14 czerwca 1940 roku do Auschwitz trafił pierwszy masowy transport. Przywieziono ponad 700 mężczyzn z obozu karnego w Tarnowie. W rocznicę tego wydarzenia obchodzony jest Narodowy Dzień Pamięci Ofiar Nazistowskich Obozów Koncentracyjnych. W Auschwitz obchody organizuje się pod Ścianą Śmierci, a w Warszawie na terenie dawnego więzienia na Pawiaku.
Święto ustanowił w 2006 r. uchwałą Sejm. Wówczas było już głośno o „polskich obozach śmierci" w zachodnich mediach. Na kilka miesięcy przed uchwałą Polska wystąpiła do Komitetu Światowego Dziedzictwa UNESCO o zmianę nazwy Obóz Koncentracyjny Auschwitz na Były Nazistowski Niemiecki Obóz Koncentracyjny Auschwitz-Birkenau, by było wiadomo, kto był oprawcą.
W nazwie święta nie znalazł się jednak przymiotnik „niemieckich" w odniesieniu do obozów. Powód? – Po pierwsze, wówczas odpowiedzialność narodowa Niemiec za nazizm nie była jeszcze tak podważana. Po wtóre, widocznie nikt tego nie żądał – wyjaśnia Marek Jurek, europoseł PiS, który w 2006 roku był marszałkiem Sejmu.
Inną wersję przedstawia Jan Parcer z Chrześcijańskiego Stowarzyszenia Rodzin Oświęcimskich, które było inicjatorem święta. – Walczyliśmy o nie kilka lat. W pierwotnym projekcie była mowa nie tylko o „niemieckich" obozach, ale też o „polskich ofiarach". W toku prac słowa zniknęły – mówi.
Zdaniem posłanki PO Lidii Staroń popełniono błąd. Dlatego napisała projekt uchwały mający na celu zmianę nazwy na Narodowy Dzień Pamięci Ofiar Niemieckich Nazistowskich Obozów Koncentracyjnych i Niemieckich Nazistowskich Obozów Zagłady.

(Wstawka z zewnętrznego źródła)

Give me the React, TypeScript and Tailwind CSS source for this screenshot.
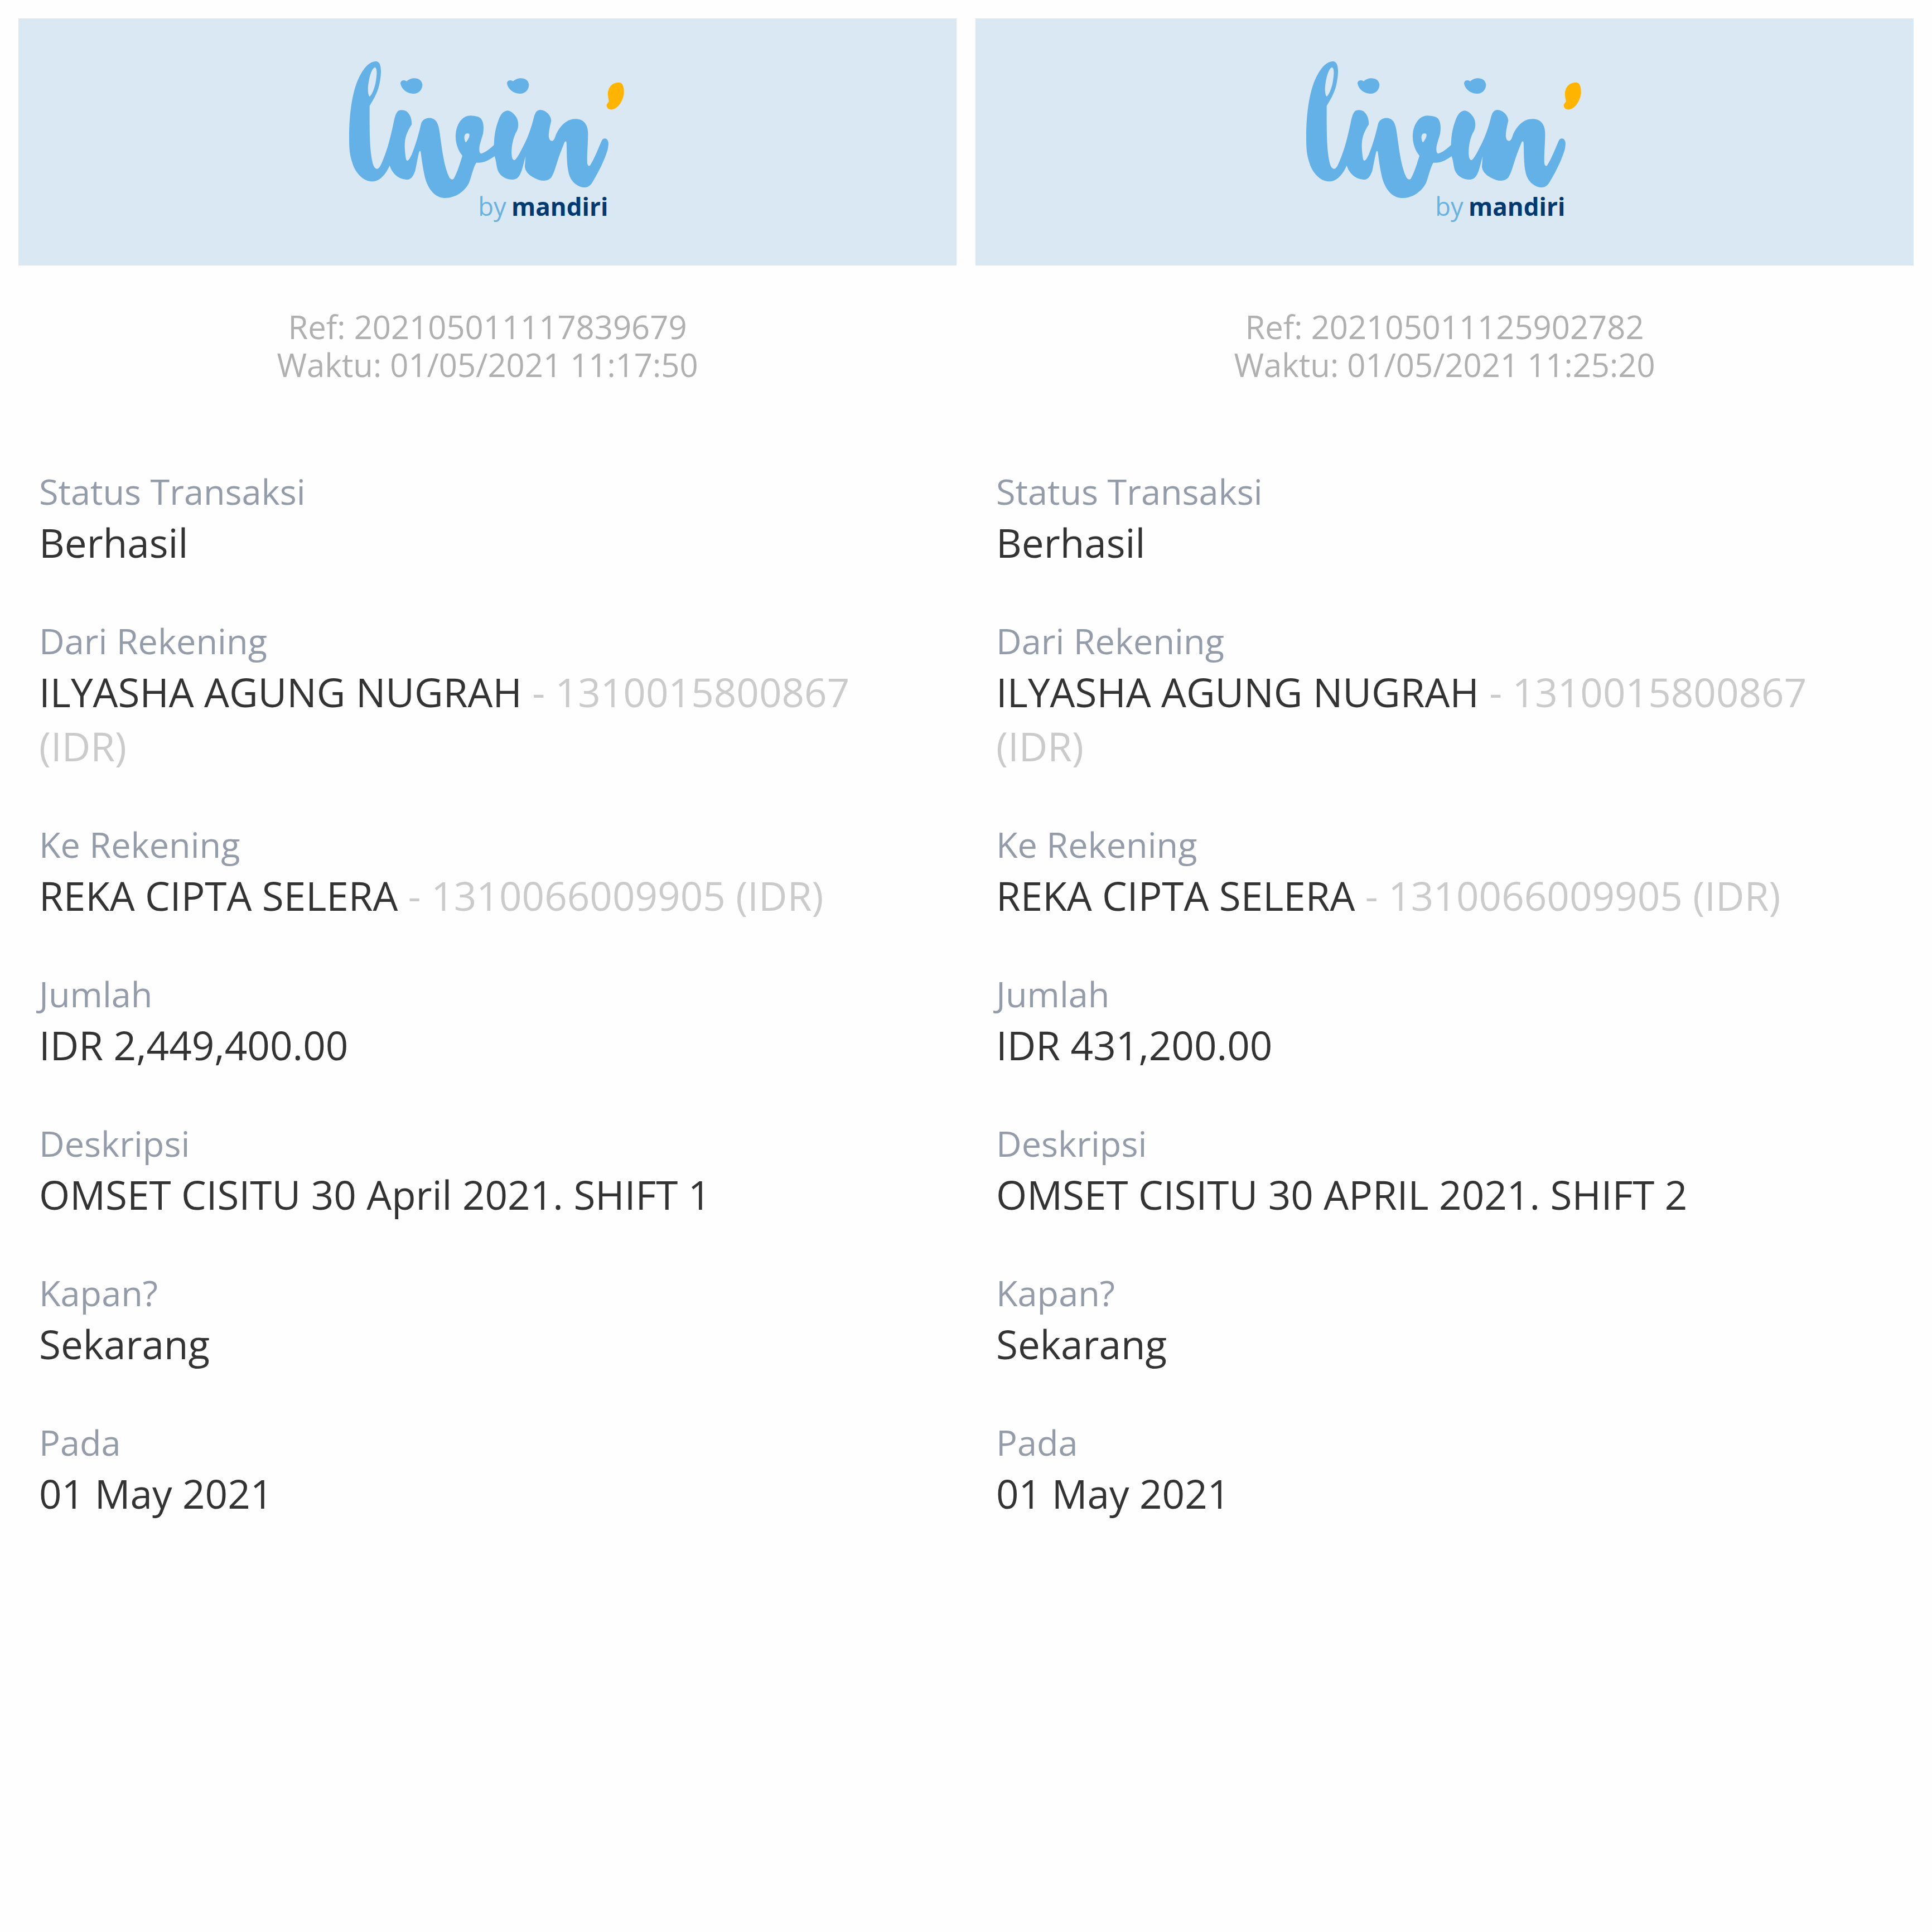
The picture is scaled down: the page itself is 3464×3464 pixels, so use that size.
type Field = { label: string; value: string; account?: string };
type Receipt = { reference: string; time: string; fields: Field[] };

const accounts: Field[] = [
  { label: "Dari Rekening", value: "ILYASHA AGUNG NUGRAH", account: "- 1310015800867 (IDR)" },
  { label: "Ke Rekening", value: "REKA CIPTA SELERA", account: "- 1310066009905 (IDR)" },
];

const schedule: Field[] = [
  { label: "Kapan?", value: "Sekarang" },
  { label: "Pada", value: "01 May 2021" },
];

const receipts: Receipt[] = [
  {
    reference: "202105011117839679",
    time: "01/05/2021 11:17:50",
    fields: [
      { label: "Status Transaksi", value: "Berhasil" },
      ...accounts,
      { label: "Jumlah", value: "IDR 2,449,400.00" },
      { label: "Deskripsi", value: "OMSET CISITU 30 April 2021. SHIFT 1" },
      ...schedule,
    ],
  },
  {
    reference: "202105011125902782",
    time: "01/05/2021 11:25:20",
    fields: [
      { label: "Status Transaksi", value: "Berhasil" },
      ...accounts,
      { label: "Jumlah", value: "IDR 431,200.00" },
      { label: "Deskripsi", value: "OMSET CISITU 30 APRIL 2021. SHIFT 2" },
      ...schedule,
    ],
  },
];

const dot =
  "M387 197C375 189 358 190 354 205C354 225 375 262 424 264C455 263 472 240 472 215C468 190 450 180 425 181C405 182 395 192 387 197Z";

function Logo() {
  return (
    <svg viewBox="0 0 1644 1020" className="h-[340px] w-[548px]" role="img" aria-label="livin' by mandiri">
      <g fill="#64b1e8">
        <path
          fillRule="evenodd"
          d="M222 90C190 92 165 115 140 160C100 230 78 350 78 500C78 570 82 600 100 650C120 700 160 736 203 736C240 736 275 700 296 650C310 695 345 726 395 726C415 722 425 700 433 680C442 640 448 600 455 576C457 571 462 571 463 578C470 630 478 690 492 735C515 795 550 825 595 825C650 825 700 790 722 745C735 715 745 660 762 635C790 637 820 630 860 600C868 620 870 650 877 675C890 710 925 726 955 726C985 726 995 705 1005 680C1015 650 1020 625 1027 600L1023 655C1025 690 1060 715 1100 728C1125 735 1150 733 1165 715C1178 695 1185 670 1193 645C1205 605 1220 565 1237 524C1240 519 1246 519 1247 526C1250 580 1246 640 1260 695C1272 740 1310 768 1347 768C1365 768 1378 755 1388 738C1420 685 1450 625 1467 570C1472 550 1475 530 1470 518C1463 500 1445 502 1438 514C1425 540 1400 610 1375 648C1368 657 1362 652 1359 640C1356 590 1363 540 1363 480C1363 430 1340 400 1295 400C1245 400 1210 440 1190 485C1185 500 1180 518 1168 518C1155 516 1150 500 1152 480C1154 455 1160 430 1165 410C1165 385 1140 352 1105 351C1085 352 1078 370 1072 390C1060 440 1040 500 1015 545C1000 575 985 605 970 620C962 624 955 615 953 600C948 560 958 500 980 465C990 445 990 415 980 395C968 375 950 355 928 355C905 358 890 380 880 410C865 450 858 490 857 540C835 560 815 577 790 586C780 585 778 575 778 560C778 540 790 510 798 480C803 450 802 420 790 402C778 385 755 384 730 382C695 382 672 410 660 440C645 480 648 530 670 572C675 583 683 590 687 598C675 635 660 690 640 722C633 728 625 726 617 715C590 660 580 580 570 510C563 460 562 440 548 415C535 395 515 393 500 395C480 400 468 410 464 430C450 490 435 540 415 590C405 612 397 624 390 624C383 622 382 605 380 590C375 550 375 510 390 475C398 455 408 440 415 429C414 400 408 375 385 358C370 350 350 350 340 358C325 375 322 400 316 425C300 500 285 560 260 620C250 645 240 668 228 668C215 668 207 650 203 630C188 560 188 480 188 330C215 285 235 250 243 200C250 165 252 130 243 105C238 95 230 90 222 90ZM216 122C200 128 190 165 184 195C178 225 176 265 188 280C205 265 220 220 224 180C228 150 228 125 216 122ZM712 478C700 478 695 495 699 510C700 518 703 524 706 526C715 515 726 500 725 485C724 478 718 477 712 478Z"
        />
        <path d={dot} />
        <path d={dot} transform="translate(573 0)" />
      </g>
      <path
        fill="#ffb400"
        d="M1522 204C1495 206 1475 225 1470 255C1468 275 1473 290 1475 305C1473 312 1462 318 1463 328C1465 345 1480 352 1495 349C1530 340 1550 300 1556 265C1558 235 1551 212 1540 206C1535 204 1529 204 1522 204Z"
      />
      <text x="772" y="920" fill="#6bb1e0" fontSize="136">
        by
      </text>
      <text x="951" y="920" fill="#003a70" fontSize="132" fontWeight="700">
        mandiri
      </text>
    </svg>
  );
}

function ReceiptCard({ reference, time, fields }: Receipt) {
  return (
    <article className="min-w-0 flex-1">
      <header className="flex justify-center bg-[#dae8f3] pt-[47px] pb-14">
        <Logo />
      </header>
      <div className="pt-[76px] text-center text-[58px] leading-[68px] text-[#b0b0b0]">
        <p>Ref: {reference}</p>
        <p>Waktu: {time}</p>
      </div>
      <dl className="flex flex-col gap-[85px] px-[37px] pt-[150px]">
        {fields.map(({ label, value, account }) => (
          <div key={label}>
            <dt className="text-[63px] leading-[86px] text-[#959ca9]">{label}</dt>
            <dd className="text-[71px] leading-[97px] text-[#333333]">
              {value}
              {account && <span className="text-[#cbcbcb]"> {account}</span>}
            </dd>
          </div>
        ))}
      </dl>
    </article>
  );
}

export default function App() {
  return (
    <main className="flex min-h-screen gap-[34px] bg-[#fefefe] p-[33px] font-['Open_Sans',sans-serif]">
      {receipts.map((receipt) => (
        <ReceiptCard key={receipt.reference} {...receipt} />
      ))}
    </main>
  );
}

Posłanka chce, by w uchwale o zmianie nazwy Sejm dodatkowo przyznał też, że „Polacy jako Naród przyjęli zdecydowaną postawę sprzeciwu wobec niemieckiego okupanta" i „odrzucili kolaborację".
– Z przekazów wynika, że w świadomości części niemieckiej młodzieży zbrodnie popełniali naziści pozbawieni narodowości. Na świecie odpowiedzialnością coraz częściej obciąża się nas – mówi Staroń i przypomina przekłamania amerykańskich oficjeli.
W 2012 r. prezydent USA Barack Obama mówił o „polskim obozie śmierci", a w kwietniu tego roku odpowiedzialnością za Holokaust obarczył Polaków szef FBI James Comey.
Zmiany nazwy święta nie uważa jednak za niezbędną Klub PO. Lidia Staroń projekt przedstawiła już w 2013 r. Mimo upływu kilkunastu miesięcy klub nie zdecydował o rozpoczęciu prac.